Automated Model Retraining Pipelines with DVC & GitHub Actions – Complete Guide 2026
Deploying a model is easy. Keeping it accurate over time is hard. In 2026, the best data science teams run fully automated retraining pipelines that detect drift, retrain models, validate them, and promote the best version to production — all without manual intervention. This guide shows you how to build a complete automated retraining pipeline using DVC, GitHub Actions, and MLflow.
TL;DR — Automated Retraining Pipeline 2026
- Monitor for data/concept drift automatically
- Trigger retraining when drift threshold is exceeded
- Use DVC for reproducible pipelines
- Run everything in GitHub Actions
- Promote best model to production via MLflow Registry
1. Complete dvc.yaml for Retraining Pipeline
stages:
monitor_drift:
cmd: python src/monitor_drift.py
deps:
- data/reference.parquet
- data/current.parquet
outs:
- metrics/drift_report.json
retrain_model:
cmd: python src/train.py
deps:
- data/processed/features.parquet
outs:
- models/new_model.pkl
metrics:
- metrics/new_model.json
promote_model:
cmd: python src/promote_model.py
deps:
- models/new_model.pkl
2. GitHub Actions Workflow for Automated Retraining
name: Automated Model Retraining
on:
schedule:
- cron: '0 2 * * 1' # Every Monday at 2 AM
workflow_dispatch:
jobs:
retrain:
runs-on: ubuntu-latest
steps:
- uses: actions/checkout@v4
- uses: astral-sh/setup-uv@v3
- run: uv sync
- run: dvc pull
- run: dvc repro
- name: Promote best model
if: steps.dvc.outputs.drift_detected == 'true'
run: python src/promote_model.py
3. Drift Detection Trigger Logic
# src/monitor_drift.py
from evidently.metrics import DataDriftTable
report = Report(metrics=[DataDriftTable()])
report.run(reference_data=ref_df, current_data=current_df)
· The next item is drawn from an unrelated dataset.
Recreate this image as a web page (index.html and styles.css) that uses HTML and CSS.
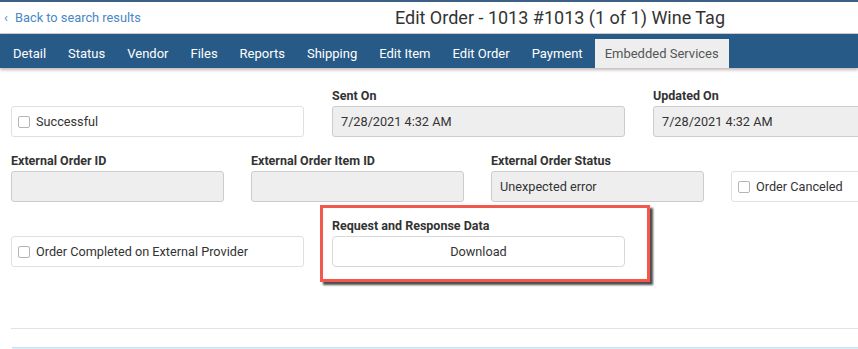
FILE: index.html
```html
<!DOCTYPE html>
<html lang="en">
<head>
    <meta charset="UTF-8">
    <meta name="viewport" content="width=device-width, initial-scale=1.0">
    <title>Edit Order - Embedded Services</title>
    <link rel="stylesheet" href="styles.css">
</head>
<body>
    <div class="header">
        <a class="back" href="#"><span class="chev">&lsaquo;</span> Back to search results</a>
        <h1 class="title">Edit Order - 1013 #1013 (1 of 1) Wine Tag</h1>
    </div>

    <div class="tabs">
        <a class="tab" href="#">Detail</a>
        <a class="tab" href="#">Status</a>
        <a class="tab" href="#">Vendor</a>
        <a class="tab" href="#">Files</a>
        <a class="tab" href="#">Reports</a>
        <a class="tab" href="#">Shipping</a>
        <a class="tab" href="#">Edit Item</a>
        <a class="tab" href="#">Edit Order</a>
        <a class="tab" href="#">Payment</a>
        <a class="tab active" href="#">Embedded Services</a>
    </div>

    <div class="content">
        <div class="row three">
            <div class="field">
                <div class="label"></div>
                <label class="check"><span class="box"></span>Successful</label>
            </div>
            <div class="field">
                <div class="label">Sent On</div>
                <div class="input">7/28/2021 4:32 AM</div>
            </div>
            <div class="field">
                <div class="label">Updated On</div>
                <div class="input">7/28/2021 4:32 AM</div>
            </div>
        </div>

        <div class="row four">
            <div class="field">
                <div class="label">External Order ID</div>
                <div class="input"></div>
            </div>
            <div class="field">
                <div class="label">External Order Item ID</div>
                <div class="input"></div>
            </div>
            <div class="field">
                <div class="label">External Order Status</div>
                <div class="input">Unexpected error</div>
            </div>
            <div class="field">
                <div class="label"></div>
                <label class="check"><span class="box"></span>Order Canceled</label>
            </div>
        </div>

        <div class="row three">
            <div class="field">
                <div class="label"></div>
                <label class="check"><span class="box"></span>Order Completed on External Provider</label>
            </div>
            <div class="field highlighted">
                <div class="label">Request and Response Data</div>
                <button class="btn">Download</button>
                <div class="mark"></div>
            </div>
        </div>

        <hr class="divider">
        <div class="alert"></div>
    </div>
</body>
</html>
```

FILE: styles.css
```css
body {
    font-family: Roboto, "Liberation Sans", sans-serif;
    margin: 0;
    color: #333;
    background-color: #fff;
    overflow: hidden;
}
.header {
    display: flex;
    align-items: center;
    height: 31px;
    border-top: 2px solid #3c5f86;
    border-bottom: 1px solid #cfcfcf;
    padding-left: 4px;
}
.back {
    color: #4a87c6;
    text-decoration: none;
    font-size: 12.8px;
}
.chev {
    margin-right: 4px;
}
.title {
    margin: 0 0 0 auto;
    padding-right: 133px;
    font-size: 18px;
    font-weight: normal;
    color: #333;
}
.tabs {
    display: flex;
    align-items: flex-end;
    height: 34px;
    background-color: #275a87;
    padding-left: 3px;
    box-shadow: 0 2px 3px rgba(80, 50, 50, 0.35);
}
.tab {
    display: flex;
    align-items: center;
    height: 29px;
    padding: 0 10px;
    margin-right: 2px;
    color: #fff;
    text-decoration: none;
    font-size: 13px;
}
.tab.active {
    background-color: #eeeeee;
    color: #555;
}
.content {
    padding: 20px 0 0 11px;
}
.row {
    display: grid;
    margin-bottom: 16px;
}
.row.three {
    grid-template-columns: repeat(3, 293px);
    column-gap: 28px;
}
.row.four {
    grid-template-columns: repeat(4, 213px);
    column-gap: 27px;
}
.field {
    position: relative;
}
.label {
    height: 15px;
    line-height: 15px;
    margin-bottom: 3px;
    font-size: 12.5px;
    font-weight: bold;
    color: #333;
}
.input, .check, .btn {
    box-sizing: border-box;
    height: 31px;
    border-radius: 3px;
    font-size: 12.7px;
    display: flex;
    align-items: center;
}
.input {
    background-color: #eeeeee;
    border: 1px solid #cccccc;
    padding-left: 8px;
}
.check {
    background-color: #fff;
    border: 1px solid #e0e0e0;
    padding-left: 6px;
}
.box {
    width: 10px;
    height: 10px;
    border: 1px solid #b5b5b5;
    border-radius: 2px;
    margin-right: 6px;
}
.btn {
    width: 100%;
    justify-content: center;
    background-color: #fff;
    border: 1px solid #d8d8d8;
    border-radius: 4px;
    color: #333;
    font-family: inherit;
}
.mark {
    position: absolute;
    left: -12px;
    top: -13px;
    width: 324px;
    height: 71px;
    border: 3px solid #f4574b;
    box-shadow: 3px 3px 2px rgba(0, 0, 0, 0.7);
}
.divider {
    border: 0;
    border-top: 1px solid #e2e2e2;
    margin: 61px 0 0 0;
}
.alert {
    margin: 18px 0 0 1px;
    height: 20px;
    background-color: #d9eef7;
    border-top: 1px solid #c7e6f2;
}
```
if report.as_dict()["metrics"][0]["result"]["drift_detected"]:
print("::set-output name=drift_detected::true")
# Trigger retraining
Best Practices in 2026
- Schedule retraining weekly or when drift is detected
- Always validate new model before promoting to Production
- Use shadow deployment to test new models safely
- Keep a reference dataset that is regularly updated
- Log everything (drift score, new metrics, training time)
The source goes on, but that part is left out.